Consider the integral $$\int\frac{x}{x^4+3x^2+2}dx=\int\frac{x}{(x^2+1)^2+(x^2+1)}dx$$ Here we make a change of variable $x^2+1=t$ so our integral becomes $$\frac12\int\frac{dt}{t(t+1)}=\frac12\int\frac{dt}{t}-\frac12\int\frac{dt}{t+1}=\frac{1}{2}\ln|x^2+1|-\frac12|x^2+2|+C$$ The integral evaluator at this site evaluates this integral as $$\arctan(x)-\frac{\arctan(\frac{x}{\sqrt2})}{\sqrt2}$$ Now there is no problem that the function I obtained differs from the one obtained by the calculator, however I do find it problematic that they have different graphs as you can see here. Nevertheless, both functions when derived give the same starting function.
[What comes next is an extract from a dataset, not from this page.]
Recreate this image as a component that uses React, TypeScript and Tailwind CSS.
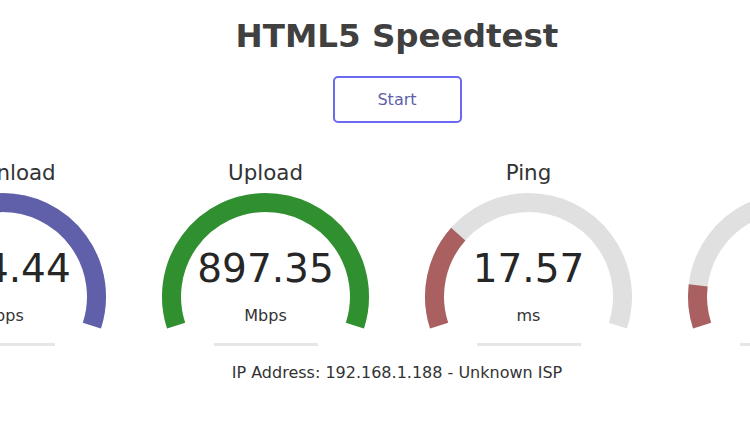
import React from 'react';

type Gauge = {
  label: string;
  value: string;
  unit: string;
  fill: number;
  color: string;
};

const gauges: Gauge[] = [
  { label: 'Download', value: '934.44', unit: 'Mbps', fill: 1, color: '#6060AA' },
  { label: 'Upload', value: '897.35', unit: 'Mbps', fill: 1, color: '#309030' },
  { label: 'Ping', value: '17.57', unit: 'ms', fill: 0.276, color: '#AA6060' },
  { label: 'Jitter', value: '1.17', unit: 'ms', fill: 0.115, color: '#AA6060' },
];

const CX = 131.5;
const CY = 110.6;
const R = 94;
const START = -198;
const SWEEP = 216;

function arcPath(frac: number) {
  const a0 = (START * Math.PI) / 180;
  const a1 = ((START + SWEEP * frac) * Math.PI) / 180;
  const x0 = CX + R * Math.cos(a0);
  const y0 = CY + R * Math.sin(a0);
  const x1 = CX + R * Math.cos(a1);
  const y1 = CY + R * Math.sin(a1);
  const large = SWEEP * frac > 180 ? 1 : 0;
  return `M ${x0} ${y0} A ${R} ${R} 0 ${large} 1 ${x1} ${y1}`;
}

function Meter({ g }: { g: Gauge }) {
  return (
    <div className="w-[263px] shrink-0 flex flex-col items-center">
      <div className="text-[21.4px] leading-[26px] text-[#333333]">{g.label}</div>
      <div className="relative w-[263px] h-[150px]">
        <svg className="absolute inset-0" width="263" height="150" viewBox="0 0 263 150">
          <path d={arcPath(1)} fill="none" stroke="#E0E0E0" strokeWidth="19" />
          <path d={arcPath(g.fill)} fill="none" stroke={g.color} strokeWidth="19" />
        </svg>
        <div className="relative flex flex-col items-center pt-[63px]">
          <div className="text-[39px] leading-[40px] text-[#262626]">{g.value}</div>
          <div className="mt-[17px] text-[16px] leading-[20px] text-[#333333]">{g.unit}</div>
        </div>
      </div>
      <div className="mt-[7px] w-[104px] h-[3px] bg-[#E6E6E6]" />
    </div>
  );
}

export default function App() {
  return (
    <div className="w-[750px] h-[422px] overflow-hidden bg-white font-['DejaVu_Sans',sans-serif]">
      <div className="w-[794px] flex flex-col items-center">
        <h1 className="pt-[17px] text-[32.5px] leading-[38px] font-bold text-[#404040]">HTML5 Speedtest</h1>
        <button
          type="button"
          className="mt-[21px] w-[129px] h-[47px] border-2 border-[#6A6AF0] rounded-[5px] text-[16px] text-[#6060AA] bg-white"
        >
          Start
        </button>
        <div className="mt-[37px] w-[794px] flex justify-center">
          {gauges.map((g) => (
            <Meter key={g.label} g={g} />
          ))}
        </div>
        <div className="mt-[17px] text-[16px] leading-[20px] text-[#333333]">
          IP Address: 192.168.1.188 - Unknown ISP
        </div>
      </div>
    </div>
  );
}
How is it possible that one function has two different antiderivatives (not simply differing for a constant) ?

Answer 1

Probably a typo because when I enter your integral at the integral evaluator, it gives me your answer. Note however that (WolframAlpha): $$\frac{\mbox{d}}{\mbox{d}x} \left( \arctan(x)-\frac{\arctan(\frac{x}{\sqrt2})}{\sqrt2}\right) = \frac{\color{blue}{1}}{x^4+3x^2+2} \color{red}{\ne} \frac{\color{blue}{x}}{x^4+3x^2+2}$$so you probably simply forgot the $x$ in the numerator.

Answer 2

$\newcommand{\bbx}[1]{\,\bbox[8px,border:1px groove navy]{\displaystyle{#1}}\,} \newcommand{\braces}[1]{\left\lbrace\,{#1}\,\right\rbrace} \newcommand{\bracks}[1]{\left\lbrack\,{#1}\,\right\rbrack} \newcommand{\dd}{\mathrm{d}} \newcommand{\ds}[1]{\displaystyle{#1}} \newcommand{\expo}[1]{\,\mathrm{e}^{#1}\,} \newcommand{\ic}{\mathrm{i}} \newcommand{\mc}[1]{\mathcal{#1}} \newcommand{\mrm}[1]{\mathrm{#1}} \newcommand{\pars}[1]{\left(\,{#1}\,\right)} \newcommand{\partiald}[3][]{\frac{\partial^{#1} #2}{\partial #3^{#1}}} \newcommand{\root}[2][]{\,\sqrt[#1]{\,{#2}\,}\,} \newcommand{\totald}[3][]{\frac{\mathrm{d}^{#1} #2}{\mathrm{d} #3^{#1}}} \newcommand{\verts}[1]{\left\vert\,{#1}\,\right\vert}$ \begin{align} \int{x \over x^{4} + 3x^{2} + 2}\,\dd x & = \int{x \over x^{2} + 1}\,\dd x - \int{x \over x^{2} + 2}\,\dd x = {1 \over 2}\,\ln\pars{x^{2} + 1} - {1 \over 2}\,\ln\pars{x^{2} + 2} \\[5mm] & = {1 \over 2}\,\ln\pars{x^{2} + 1 \over x^{2} + 2} + \pars{~\mbox{a constant}~} \end{align}